Boxplot interpretation

Is there any conclusion to be drawn by analyzing the box plot graph?
As an example AveOccup, Population and House Age have ‘stable’ coefficients across the 10 folds, while for AveBedrms there is maximum variability.
How should we interpret these results?

1 Like

Sometimes a large variability can mean that there are correlated variables, as you will see later in this module when discussing regularization. Imagine that you have two variables x1 and x2 such that x1 = a * x2 (i.e. perfect correlation). Then a model trained on those two variables as if they were independent could either provide weight w to feature x1 and weight 0 to feature x2; or weight w/a to feature x2 and 0 to feature x1, or something in between.
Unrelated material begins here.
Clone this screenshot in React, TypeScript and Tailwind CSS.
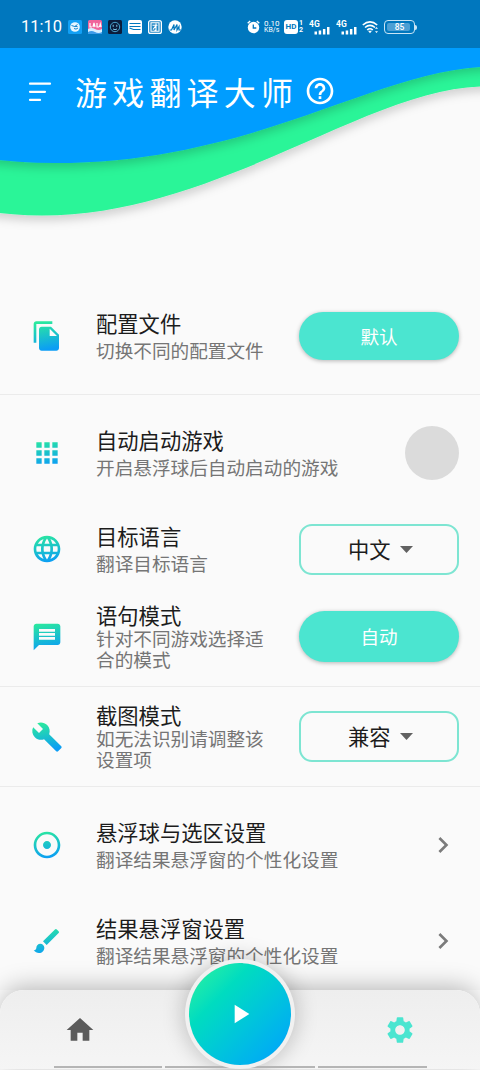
import type { ReactNode } from 'react';
import {
  MdAdjust,
  MdApps,
  MdBrush,
  MdBuild,
  MdChevronRight,
  MdFileCopy,
  MdHelpOutline,
  MdHome,
  MdLanguage,
  MdMessage,
  MdPlayArrow,
  MdSettings,
} from 'react-icons/md';
import type { IconType } from 'react-icons';

function StatusBar() {
  return (
    <div className="flex h-12 items-center bg-[#0077be] pt-[6px] text-white">
      <span className="ml-[21px] w-[47px] font-[Roboto] text-[16.5px] leading-none font-normal">11:10</span>
      <svg className="h-[14px] w-[114px]" viewBox="0 0 114 14">
        <rect width="14" height="14" rx="1.5" fill="#12a0f5" />
        <circle cx="7" cy="7" r="4.8" fill="#e6f6ff" />
        <path d="M3.500 5.500q3.500 2.500 6-1M6 8.500q2 1.500 4-.5M6.500 6.500h3" stroke="#1684cc" strokeWidth="1" fill="none" />
        <rect x="20" width="14" height="14" rx="1.5" fill="#f0649b" />
        <path d="M20 9q3.5-2 7 0t7 0v5H20z" fill="#d8eeff" />
        <path d="M20 12q3.5-2 7 0t7 0v2H20z" fill="#3c9be8" />
        <path d="M22 3v4h2M25 7l1-4 1 4M29 3v4h2M31.5 7l.8-3 .8 3" stroke="#fff" strokeWidth="1.2" fill="none" />
        <rect x="40" width="14" height="14" rx="1.5" fill="#0b1c3b" />
        <circle cx="47" cy="7" r="4.7" stroke="#48a4cf" strokeWidth="1" fill="none" />
        <path d="M45.2 4.8v2M48.8 4.8v2M45 9q2 1.3 4 0" stroke="#7dc6e6" strokeWidth="1" fill="none" />
        <rect x="60" width="14" height="14" rx="2" fill="#fff" />
        <path d="M61.5 3.5h11M61.5 6.500h11M61.5 8l4 1.500h7" stroke="#0077be" strokeWidth="1.2" fill="none" />
        <rect x="80.6" y=".6" width="12.8" height="12.8" rx="2" stroke="#fff" strokeWidth="1.2" fill="#ffffff22" />
        <path d="M83 2.7h8v8.6h-8zM84.5 5.2h5M88 3.5v6.8h-1.5M88 5.5l-3 4" stroke="#fff" strokeWidth="1.1" fill="none" />
        <circle cx="107" cy="7" r="6.7" fill="#fff" />
        <path d="M101.500 10h2L106 4.500v5.500L109 4.500V10l2-3.500v3.500h2" stroke="#0077be" strokeWidth="1.2" fill="none" />
      </svg>
      <svg className="ml-[65px] h-[14px] w-[13px]" viewBox="0 0 13 14">
        <circle cx="6.5" cy="7.5" r="5.7" fill="#fff" />
        <path d="M.7 3.3L3.2 1M12.3 3.3L9.8 1" stroke="#fff" strokeWidth="1.4" />
        <path d="M6.3 4.5v3.500h3" stroke="#0077be" strokeWidth="1.3" fill="none" />
      </svg>
      <div className="ml-1 w-[18px] font-[Roboto] leading-[7px] font-normal">
        <div className="text-[8px]">0.10</div>
        <div className="text-[7px]">KB/s</div>
      </div>
      <div className="ml-[2px] flex h-[14px] w-[14px] items-center justify-center rounded-[3px] bg-white font-[Roboto] text-[8px] leading-none font-bold text-[#0077be]">
        HD
      </div>
      <div className="ml-[1px] w-[5px] font-[Roboto] text-[7px] leading-[7px] font-bold">
        <div>1</div>
        <div>2</div>
      </div>
      <Signal className="ml-[5px]" />
      <Signal className="ml-[6px]" />
      <svg className="ml-[5px] h-[14px] w-[17px]" viewBox="0 0 17 14">
        <g stroke="#fff" strokeWidth="1.600" fill="none">
          <path d="M.8 5q7.200-6.400 14.400 0" />
          <path d="M3 7.500q5-4.400 10 0" />
          <path d="M5.200 10q2.800-2.500 5.600 0" />
        </g>
        <path d="M6 10.700h4l-2 2.500zM14.500 7l1.500 1.800h-3zM14.500 13l1.500-1.800h-3z" fill="#fff" />
      </svg>
      <div className="ml-[5px] flex h-[14px] w-[31px] items-center rounded-[4px] border border-[#c8e4f5] p-[2px]">
        <div className="flex h-full w-[23px] items-center justify-center rounded-[2px] bg-[#4c9fd4] pl-[2px] font-[Roboto] text-[8.5px] leading-none font-medium">
          85
        </div>
      </div>
      <div className="h-[5px] w-[1.5px] rounded-r bg-[#c8e4f5]" />
    </div>
  );
}

function Signal({ className }: { className: string }) {
  return (
    <svg className={`h-[15px] w-[21px] ${className}`} viewBox="0 0 21 15">
      <text x="0" y="7.3" fontSize="8.5" fontWeight="700" fontFamily="Roboto" fill="#fff">
        4G
      </text>
      <path d="M5.5 11.500h2.500v3H5.500zM9.700 10.500h2.500v4H9.700zM13.900 9h2.500v5.500h-2.500zM18 7h2.500v7.500H18z" fill="#fff" />
    </svg>
  );
}

function Header() {
  return (
    <div className="relative h-[230px]">
      <svg className="absolute top-0 left-0 h-[192px] w-[480px]" viewBox="0 48 480 192">
        <defs>
          <filter id="waveShadow" x="-10%" y="-10%" width="120%" height="130%">
            <feDropShadow dx="0" dy="5" stdDeviation="5" floodColor="#000" floodOpacity="0.17" />
          </filter>
        </defs>
        <path
          d="M-30 20V208Q5 215.5 42 215.5C215 215.5 365 90 480 86.5L510 86V20Z"
          fill="#2bf598"
          filter="url(#waveShadow)"
        />
        <path
          d="M-30 20V156Q10 163 55 163C250 163 370 74 480 67L510 66V20Z"
          fill="#009dff"
          filter="url(#waveShadow)"
        />
      </svg>
      <div className="relative flex h-[88px] items-center text-white">
        <svg className="ml-[28px] h-5 w-6" viewBox="0 0 24 20" stroke="#fff" strokeWidth="2.2" strokeLinecap="round">
          <path d="M2 1.700h20M2 9.800h15M2 17.900h10" />
        </svg>
        <h1 className="-mt-[2px] ml-[23px] w-[229px] font-['Noto_Sans_CJK_SC',sans-serif] text-[32px] leading-none font-normal tracking-[5.2px] whitespace-nowrap">
          游戏翻译大师
        </h1>
        <MdHelpOutline size={32} className="-mt-[2px]" />
      </div>
    </div>
  );
}

type RowProps = {
  icon: IconType;
  title: string;
  lines: string[];
  height: string;
  divided?: boolean;
  children: ReactNode;
};

function Row({ icon: Icon, title, lines, height, divided, children }: RowProps) {
  return (
    <div className={`flex shrink-0 items-center pr-[21px] pl-[31px] ${height} ${divided ? 'border-b border-[#ebebeb]' : ''}`}>
      <Icon size={32} fill="url(#iconGradient)" className="shrink-0" />
      <div className="-mt-px ml-[33px] grow whitespace-nowrap">
        <div className={`text-[21.3px] text-[#1c1c1c] ${lines.length > 1 ? 'leading-[24px]' : 'leading-[28px]'}`}>{title}</div>
        {lines.map((line) => (
          <div key={line} className={`text-[18.65px] text-[#757575] ${lines.length > 1 ? 'leading-[21.5px]' : 'leading-[26px]'}`}>
            {line}
          </div>
        ))}
      </div>
      {children}
    </div>
  );
}

function PillButton({ label, height }: { label: string; height: string }) {
  return (
    <button className={`w-[160px] shrink-0 rounded-full bg-[#4be5d0] text-[18.6px] leading-none text-white shadow-[0_1px_4px_rgba(0,0,0,0.28)] ${height}`}>
      {label}
    </button>
  );
}

function Select({ label }: { label: string }) {
  return (
    <button className="flex h-[51px] w-[160px] shrink-0 items-center rounded-[13px] border-2 border-[#7de5d2] pb-px pl-[47px] text-[21.3px] leading-none text-[#1c1c1c]">
      {label}
      <svg className="mt-px ml-[9px] h-[7px] w-[13px]" viewBox="0 0 13 7">
        <path d="M0 0h13L6.5 7z" fill="#616161" />
      </svg>
    </button>
  );
}

function Chevron() {
  return <MdChevronRight size={32} className="shrink-0 text-[#7b7b7b]" />;
}

function BottomNav() {
  return (
    <div className="absolute top-[990px] left-0 h-[80px] w-full bg-white">
      <div className="absolute top-[-27px] left-[189px] size-[102px] rounded-full shadow-[0_0_22px_5px_rgba(0,0,0,0.22)]" />
      <div className="flex h-[79px] items-center justify-between rounded-t-[24px] bg-linear-to-b from-[#eeeeee] to-[#f5f5f5] px-[64px] shadow-[0_-3px_24px_rgba(0,0,0,0.27)]">
        <MdHome size={32} className="text-[#5b5b5b]" />
        <MdSettings size={32} className="text-[#4be5d0]" />
      </div>
      <div className="absolute top-[76px] left-[54px] flex gap-[3px]">
        <div className="h-[2px] w-[108px] bg-[#b5b5b5]" />
        <div className="h-[2px] w-[150px] bg-[#b5b5b5]" />
        <div className="h-[2px] w-[109px] bg-[#b5b5b5]" />
      </div>
      <div className="absolute top-[-27px] left-[189px] flex size-[102px] items-center justify-center rounded-full bg-linear-to-br from-[#2bf598] to-[#009dff] text-white ring-[4px] ring-[#f1f1f1]">
        <MdPlayArrow size={32} />
      </div>
    </div>
  );
}

export default function App() {
  return (
    <div className="relative flex h-[1070px] w-[480px] flex-col overflow-hidden bg-[#fafafa] font-['Noto_Sans_CJK_SC',sans-serif] font-normal">
      <svg className="absolute size-0">
        <linearGradient id="iconGradient" gradientUnits="userSpaceOnUse" x1="9" y1="1" x2="13" y2="22">
          <stop offset="0" stopColor="#2bea9d" />
          <stop offset="1" stopColor="#0b9df5" />
        </linearGradient>
      </svg>
      <StatusBar />
      <Header />
      <Row icon={MdFileCopy} title="配置文件" lines={['切换不同的配置文件']} height="h-[117px]" divided>
        <PillButton label="默认" height="h-[48px]" />
      </Row>
      <Row icon={MdApps} title="自动启动游戏" lines={['开启悬浮球后自动启动的游戏']} height="h-[116px]">
        <div className="size-[54px] shrink-0 rounded-full bg-[#dbdbdb]" />
      </Row>
      <Row icon={MdLanguage} title="目标语言" lines={['翻译目标语言']} height="h-[76px]">
        <Select label="中文" />
      </Row>
      <Row icon={MdMessage} title="语句模式" lines={['针对不同游戏选择适', '合的模式']} height="h-[100px]" divided>
        <PillButton label="自动" height="h-[51px]" />
      </Row>
      <Row icon={MdBuild} title="截图模式" lines={['如无法识别请调整该', '设置项']} height="h-[100px]" divided>
        <Select label="兼容" />
      </Row>
      <Row icon={MdAdjust} title="悬浮球与选区设置" lines={['翻译结果悬浮窗的个性化设置']} height="h-[116px]">
        <Chevron />
      </Row>
      <Row icon={MdBrush} title="结果悬浮窗设置" lines={['翻译结果悬浮窗的个性化设置']} height="h-[76px]">
        <Chevron />
      </Row>
      <BottomNav />
    </div>
  );
}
Cross-validating the model on data with noise will do the latter.

Trying to follow your suggestion for the problem at hand, should I interpret that AveBedrms and AveRooms have great variability because they are probably strongly related and that the same holds for Longitude and Latitude couple of variables?

I would say that AveBedrms and AveRooms might be correlated, yes. But the variability may have other reasons, for instance, the less informative a feature is, the more the model weights will depend on the subset of data used for training. Maybe that is the case for Longitude and Latitude up to a point. But take into account that noise is also an intrinsic source of variability.

2 Likes